ANCIENT ESTABLISHMENTS

Old establishments are tried by their effects. If the people are happy, united, wealthy, and powerful, we presume the rest. We conclude that to be good, from whence good is derived. In old establishments, various correctives have been found for their aberrations from theory. Indeed, they are the results of various necessities and expediencies. They are not often constructed after any theory; theories are rather drawn from them. In them we often see the end best obtained, where the means seem not perfectly reconcilable to what we may fancy was the original scheme. The means taught by experience may be better suited to political ends than those contrived in the original project. They again re-act upon the primitive constitution; and sometimes improve the design itself, from which they seem to have departed.
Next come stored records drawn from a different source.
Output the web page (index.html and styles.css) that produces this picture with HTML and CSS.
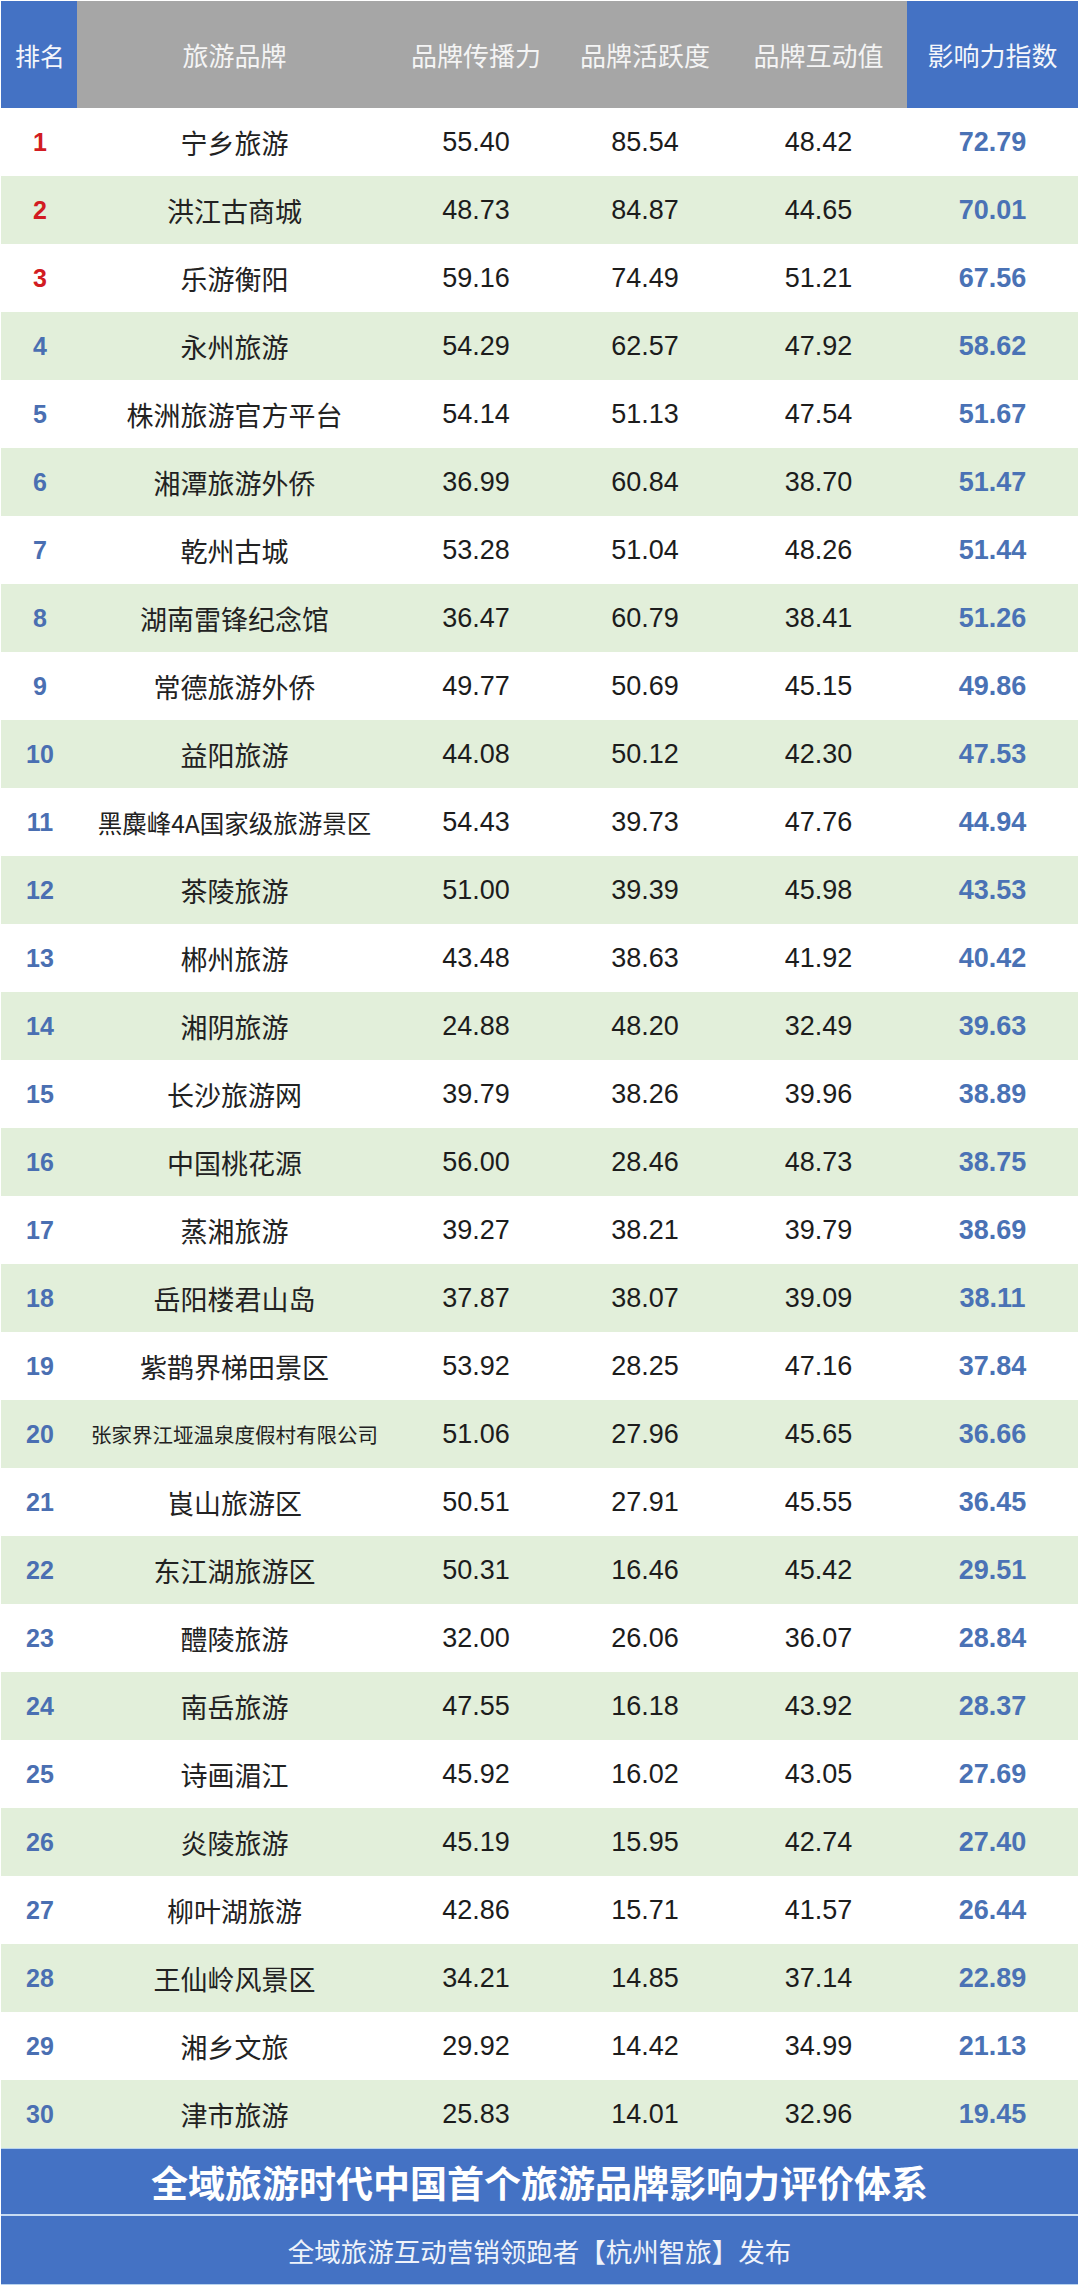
FILE: index.html
```html
<!DOCTYPE html>
<html lang="zh-CN">
<head>
<meta charset="utf-8">
<title>旅游品牌影响力指数</title>
<link rel="stylesheet" href="styles.css">
</head>
<body>
<div class="page">
  <div class="table">
    <div class="row head">
      <div class="c rank hb">排名</div>
      <div class="c">旅游品牌</div>
      <div class="c">品牌传播力</div>
      <div class="c">品牌活跃度</div>
      <div class="c">品牌互动值</div>
      <div class="c score hb">影响力指数</div>
    </div>
    <div class="row"><div class="c rank top">1</div><div class="c name">宁乡旅游</div><div class="c num">55.40</div><div class="c num">85.54</div><div class="c num">48.42</div><div class="c score">72.79</div></div>
    <div class="row alt"><div class="c rank top">2</div><div class="c name">洪江古商城</div><div class="c num">48.73</div><div class="c num">84.87</div><div class="c num">44.65</div><div class="c score">70.01</div></div>
    <div class="row"><div class="c rank top">3</div><div class="c name">乐游衡阳</div><div class="c num">59.16</div><div class="c num">74.49</div><div class="c num">51.21</div><div class="c score">67.56</div></div>
    <div class="row alt"><div class="c rank">4</div><div class="c name">永州旅游</div><div class="c num">54.29</div><div class="c num">62.57</div><div class="c num">47.92</div><div class="c score">58.62</div></div>
    <div class="row"><div class="c rank">5</div><div class="c name">株洲旅游官方平台</div><div class="c num">54.14</div><div class="c num">51.13</div><div class="c num">47.54</div><div class="c score">51.67</div></div>
    <div class="row alt"><div class="c rank">6</div><div class="c name">湘潭旅游外侨</div><div class="c num">36.99</div><div class="c num">60.84</div><div class="c num">38.70</div><div class="c score">51.47</div></div>
    <div class="row"><div class="c rank">7</div><div class="c name">乾州古城</div><div class="c num">53.28</div><div class="c num">51.04</div><div class="c num">48.26</div><div class="c score">51.44</div></div>
    <div class="row alt"><div class="c rank">8</div><div class="c name">湖南雷锋纪念馆</div><div class="c num">36.47</div><div class="c num">60.79</div><div class="c num">38.41</div><div class="c score">51.26</div></div>
    <div class="row"><div class="c rank">9</div><div class="c name">常德旅游外侨</div><div class="c num">49.77</div><div class="c num">50.69</div><div class="c num">45.15</div><div class="c score">49.86</div></div>
    <div class="row alt"><div class="c rank">10</div><div class="c name">益阳旅游</div><div class="c num">44.08</div><div class="c num">50.12</div><div class="c num">42.30</div><div class="c score">47.53</div></div>
    <div class="row"><div class="c rank">11</div><div class="c name sm">黑麋峰4A国家级旅游景区</div><div class="c num">54.43</div><div class="c num">39.73</div><div class="c num">47.76</div><div class="c score">44.94</div></div>
    <div class="row alt"><div class="c rank">12</div><div class="c name">茶陵旅游</div><div class="c num">51.00</div><div class="c num">39.39</div><div class="c num">45.98</div><div class="c score">43.53</div></div>
    <div class="row"><div class="c rank">13</div><div class="c name">郴州旅游</div><div class="c num">43.48</div><div class="c num">38.63</div><div class="c num">41.92</div><div class="c score">40.42</div></div>
    <div class="row alt"><div class="c rank">14</div><div class="c name">湘阴旅游</div><div class="c num">24.88</div><div class="c num">48.20</div><div class="c num">32.49</div><div class="c score">39.63</div></div>
    <div class="row"><div class="c rank">15</div><div class="c name">长沙旅游网</div><div class="c num">39.79</div><div class="c num">38.26</div><div class="c num">39.96</div><div class="c score">38.89</div></div>
    <div class="row alt"><div class="c rank">16</div><div class="c name">中国桃花源</div><div class="c num">56.00</div><div class="c num">28.46</div><div class="c num">48.73</div><div class="c score">38.75</div></div>
    <div class="row"><div class="c rank">17</div><div class="c name">蒸湘旅游</div><div class="c num">39.27</div><div class="c num">38.21</div><div class="c num">39.79</div><div class="c score">38.69</div></div>
    <div class="row alt"><div class="c rank">18</div><div class="c name">岳阳楼君山岛</div><div class="c num">37.87</div><div class="c num">38.07</div><div class="c num">39.09</div><div class="c score">38.11</div></div>
    <div class="row"><div class="c rank">19</div><div class="c name">紫鹊界梯田景区</div><div class="c num">53.92</div><div class="c num">28.25</div><div class="c num">47.16</div><div class="c score">37.84</div></div>
    <div class="row alt"><div class="c rank">20</div><div class="c name xs">张家界江垭温泉度假村有限公司</div><div class="c num">51.06</div><div class="c num">27.96</div><div class="c num">45.65</div><div class="c score">36.66</div></div>
    <div class="row"><div class="c rank">21</div><div class="c name">崀山旅游区</div><div class="c num">50.51</div><div class="c num">27.91</div><div class="c num">45.55</div><div class="c score">36.45</div></div>
    <div class="row alt"><div class="c rank">22</div><div class="c name">东江湖旅游区</div><div class="c num">50.31</div><div class="c num">16.46</div><div class="c num">45.42</div><div class="c score">29.51</div></div>
    <div class="row"><div class="c rank">23</div><div class="c name">醴陵旅游</div><div class="c num">32.00</div><div class="c num">26.06</div><div class="c num">36.07</div><div class="c score">28.84</div></div>
    <div class="row alt"><div class="c rank">24</div><div class="c name">南岳旅游</div><div class="c num">47.55</div><div class="c num">16.18</div><div class="c num">43.92</div><div class="c score">28.37</div></div>
    <div class="row"><div class="c rank">25</div><div class="c name">诗画湄江</div><div class="c num">45.92</div><div class="c num">16.02</div><div class="c num">43.05</div><div class="c score">27.69</div></div>
    <div class="row alt"><div class="c rank">26</div><div class="c name">炎陵旅游</div><div class="c num">45.19</div><div class="c num">15.95</div><div class="c num">42.74</div><div class="c score">27.40</div></div>
    <div class="row"><div class="c rank">27</div><div class="c name">柳叶湖旅游</div><div class="c num">42.86</div><div class="c num">15.71</div><div class="c num">41.57</div><div class="c score">26.44</div></div>
    <div class="row alt"><div class="c rank">28</div><div class="c name">王仙岭风景区</div><div class="c num">34.21</div><div class="c num">14.85</div><div class="c num">37.14</div><div class="c score">22.89</div></div>
    <div class="row"><div class="c rank">29</div><div class="c name">湘乡文旅</div><div class="c num">29.92</div><div class="c num">14.42</div><div class="c num">34.99</div><div class="c score">21.13</div></div>
    <div class="row alt"><div class="c rank">30</div><div class="c name">津市旅游</div><div class="c num">25.83</div><div class="c num">14.01</div><div class="c num">32.96</div><div class="c score">19.45</div></div>
  </div>
  <div class="footer">
    <div class="f-title">全域旅游时代中国首个旅游品牌影响力评价体系</div>
    <div class="f-sub">全域旅游互动营销领跑者【杭州智旅】发布</div>
  </div>
</div>
</body>
</html>
```
FILE: styles.css
```css
html, body {
  margin: 0;
  padding: 0;
  background: #ffffff;
}
body {
  font-family: "Liberation Sans", "Noto Sans CJK SC", sans-serif;
  color: #1e1e1e;
}
.page {
  width: 1080px;
  padding: 1px 2px 0 1px;
  box-sizing: border-box;
}
.table {
  display: flex;
  flex-direction: column;
}
.row {
  display: grid;
  grid-template-columns: 76px 315px 168px 170px 177px 1fr;
  height: 68px;
  align-items: center;
}
.row.alt {
  background: #e2efda;
}
.c {
  display: flex;
  align-items: center;
  justify-content: center;
  height: 100%;
  white-space: nowrap;
}
.head {
  height: 107px;
  background: #a6a6a6;
  color: #f4f4f4;
  font-family: "Noto Sans CJK SC", sans-serif;
  font-size: 26px;
  font-weight: 400;
}
.head .hb {
  background: #4472c4;
  color: #f4f6fb;
  font-weight: 400;
}
.head .score {
  font-family: "Noto Sans CJK SC", sans-serif;
  font-size: 26px;
}
.rank {
  font-size: 25px;
  font-weight: 700;
  color: #4a6fb2;
  padding-left: 2px;
}
.rank.top {
  color: #d21c22;
}
.name {
  font-family: "Noto Sans CJK SC", sans-serif;
  font-size: 27px;
  color: #222222;
}
.name.sm {
  font-size: 24.5px;
}
.name.xs {
  font-size: 20.5px;
}
.num {
  font-size: 27px;
  color: #1c1c1c;
}
.score {
  font-size: 27px;
  font-weight: 700;
  color: #4a72b5;
}
.footer {
  display: flex;
  flex-direction: column;
  background: #4472c4;
  border-top: 1px solid #b9d3ee;
  border-bottom: 2px solid #b9d3ee;
  color: #ffffff;
  font-family: "Noto Sans CJK SC", sans-serif;
}
.f-title {
  height: 65px;
  display: flex;
  align-items: center;
  justify-content: center;
  font-size: 37px;
  font-weight: 700;
  border-bottom: 2px solid #c7dbf2;
}
.f-sub {
  height: 68px;
  display: flex;
  align-items: center;
  justify-content: center;
  font-size: 26.5px;
  font-weight: 400;
  color: #eef2fa;
}
```
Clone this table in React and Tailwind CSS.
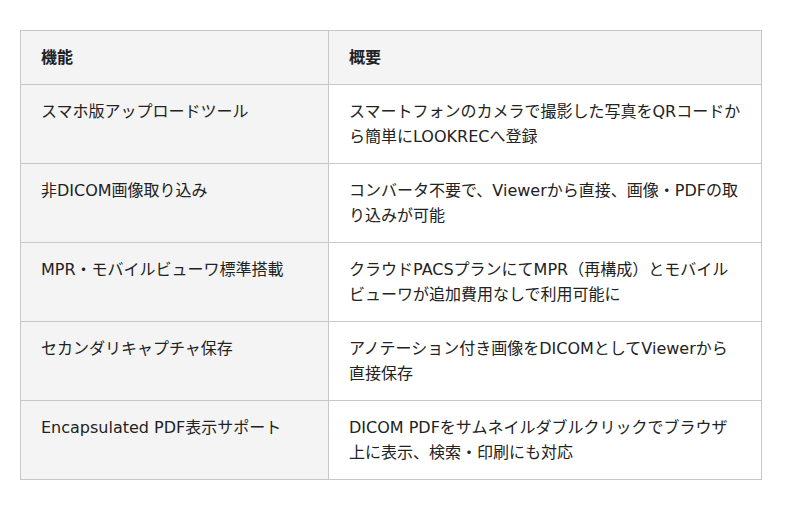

I think all this might be curiously exemplified in the British constitution. At worst, the errors and deviations of every kind in reckoning are found and computed, and the ship proceeds in her course. This is the case of old establishments; but in a new and merely theoretic system, it is expected that every contrivance shall appear, on the face of it, to answer its ends; especially where the projectors are no way embarrassed with an endeavour to accommodate the new building to an old one, either in the walls or on the foundations.